Even that, however, isn't the point where The Wizard of Gore runs screaming into the void. It's the way it has been staged - if, indeed, "staged" is the right word. That implies planning and intention, and I don't want either of those things to have been true. There's plenty of run-of-the-mill embarrassingly bad filmmaking: cutaways to a humiliatingly threadbare and barely interested audience for Montag's reedy show, flubbed lines left in of economic necessity, glaring establishing shots that couldn't be more obvious product placement for long-dead northeast Illinois fast food restaurant chain Chicken Unlimited.
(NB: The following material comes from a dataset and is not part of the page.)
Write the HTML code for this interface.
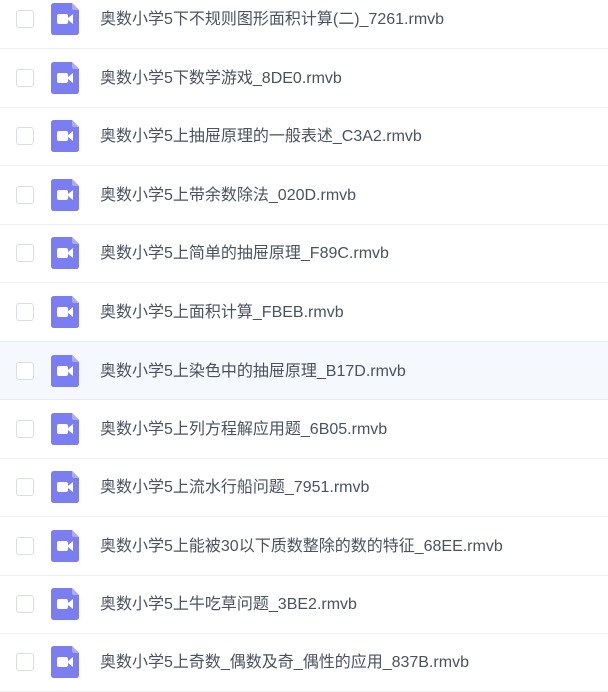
<!DOCTYPE html>
<html><head><meta charset="utf-8"><style>
body{margin:0;width:608px;height:677px;overflow:hidden;background:#fff;font-family:"Liberation Sans","Noto Sans CJK SC",sans-serif;position:relative}
.r{position:absolute;left:0;width:608px;height:59px;border-bottom:1px solid #eef0f4;box-sizing:border-box}
.r.h{background:#f5f8fd;border-top:1px solid #e3ecf8;border-bottom:1px solid #e3ecf8}
.cb{position:absolute;left:16px;top:20px;width:16px;height:16px;border:1px solid #d9dde4;border-radius:3px;background:#fff}
.ic{position:absolute;left:51px;top:13px}
.t{position:absolute;left:100px;top:20px;font-size:16px;color:#4a5261;white-space:nowrap;line-height:20px}
</style></head><body>
<svg width="0" height="0" style="position:absolute"><defs><g id="v"><path d="M3 0H21L28 7V29Q28 32 25 32H3Q0 32 0 29V3Q0 0 3 0Z" fill="#7b7ef0"/><path d="M21 0V5Q21 7 23 7H28Z" fill="#a9abf6"/><rect x="6" y="11" width="11" height="10" rx="2" fill="#fff"/><path d="M17 15L22 11V21L17 17Z" fill="#fff"/></g></defs></svg>
<div class="r" style="top:-10px"><div class="cb"></div><svg class="ic" width="28" height="32"><use href="#v"/></svg><div class="t">奥数小学5下不规则图形面积计算(二)_7261.rmvb</div></div>
<div class="r" style="top:49px"><div class="cb"></div><svg class="ic" width="28" height="32"><use href="#v"/></svg><div class="t">奥数小学5下数学游戏_8DE0.rmvb</div></div>
<div class="r" style="top:107px"><div class="cb"></div><svg class="ic" width="28" height="32"><use href="#v"/></svg><div class="t">奥数小学5上抽屉原理的一般表述_C3A2.rmvb</div></div>
<div class="r" style="top:166px"><div class="cb"></div><svg class="ic" width="28" height="32"><use href="#v"/></svg><div class="t">奥数小学5上带余数除法_020D.rmvb</div></div>
<div class="r" style="top:224px"><div class="cb"></div><svg class="ic" width="28" height="32"><use href="#v"/></svg><div class="t">奥数小学5上简单的抽屉原理_F89C.rmvb</div></div>
<div class="r" style="top:283px"><div class="cb"></div><svg class="ic" width="28" height="32"><use href="#v"/></svg><div class="t">奥数小学5上面积计算_FBEB.rmvb</div></div>
<div class="r h" style="top:341px"><div class="cb"></div><svg class="ic" width="28" height="32"><use href="#v"/></svg><div class="t">奥数小学5上染色中的抽屉原理_B17D.rmvb</div></div>
<div class="r" style="top:400px"><div class="cb"></div><svg class="ic" width="28" height="32"><use href="#v"/></svg><div class="t">奥数小学5上列方程解应用题_6B05.rmvb</div></div>
<div class="r" style="top:458px"><div class="cb"></div><svg class="ic" width="28" height="32"><use href="#v"/></svg><div class="t">奥数小学5上流水行船问题_7951.rmvb</div></div>
<div class="r" style="top:517px"><div class="cb"></div><svg class="ic" width="28" height="32"><use href="#v"/></svg><div class="t">奥数小学5上能被30以下质数整除的数的特征_68EE.rmvb</div></div>
<div class="r" style="top:575px"><div class="cb"></div><svg class="ic" width="28" height="32"><use href="#v"/></svg><div class="t">奥数小学5上牛吃草问题_3BE2.rmvb</div></div>
<div class="r" style="top:633px"><div class="cb"></div><svg class="ic" width="28" height="32"><use href="#v"/></svg><div class="t">奥数小学5上奇数_偶数及奇_偶性的应用_837B.rmvb</div></div>
</body></html>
Which I insist on mentioning because it's just so goddamn goofy. Chicken Unlimited. Chicken Unlimited! I want there to be a synthpop flourish everytime I say it out loud, which I have of course done every time I've typed it.

But the gore scenes, the part of the film that is quite clearly the only reason that we're here: oh my God, they are impossible. This is what happens, basically, in every one of them: Montag brings up an obviously hypnotised woman from the audience. He blandly performs a violent trick as the audience watches intently. SHOCK CUT TO BLOOD SPLATTERING EVERYWHERE! THE MUSIC SHRIEKS IN ATONAL ELECTRONIC PAIN AS THERE ARE CLOSE-UPS OF SOMEBODY'S HAND MASHING AROUND IN SOME PIG GUTS DYED BRIGHT RED! SAGER ROLLS HIS HEAD AROUND LAUGHING! Cut to the very serious, solemn, bloodless version of the trick. The woman looks beatific. CUT BACK SHE'S SCREAMING! RAGEMUSIC! BLOOD BLOODBLOOD! PIGGUTS OH HO! Montag finishes the trick and everybody blandly applauds.

I have no fucking clue how to parse this. Not even at the level of who is seeing what - the sound editing alone is enough to suggest that the audience has also been hypnotised into not seeing the violence, and the victim is aware and conscious and screaming - but then, why the big deal about showing violence? What is even the point of the tricks, if there's no blood? They'd just be random, stupid bits of nothing happening. Which is certainly not something The Wizard of Gore is unfamiliar with. But then, if the audience is actually seeing the gore, why even bother cutting in the shots of bland, bloodless silence? For that matter, why bother cutting those in regardless? It's interesting almost solely because it's so confusing as to be surreal. I honestly think Lewis might have been trying to make a psychedelic splatter movie, bringing the art house and the grind house together in one package, only he did this without even slightly understanding what makes psychedelia or art films tick. As pure dizzying surrealism, it's only confusing, without being in any way atmospheric or haunting; it's like seeing a Dario Argento film remade by Ed Wood.

Reader, I hated this movie, and its languid, puttering 95 minutes bored me out of my skull. And yet I am inexplicably, even unforgivably compelled to recommend it with all the enthusiasm I can muster. It's terrible in every way - even the disreputable appeal of unflinching gore scenes is undone by the unconvincing cheapness of the effects (dropping some intestines onto a ripped dress does not, by any stretch, evoke the horror of pulling a woman's insides out) - but it is god damn weird. As weird as any movie of any extraction I've encountered in a very long time. That doesn't make the experience of watching it pleasurable, but Jesus Christ, it's memorable.

Body Count: 6, unless it's 7 - the twist makes it tricky to tell exactly who died and when. But I think it's 7. It might also be none at all.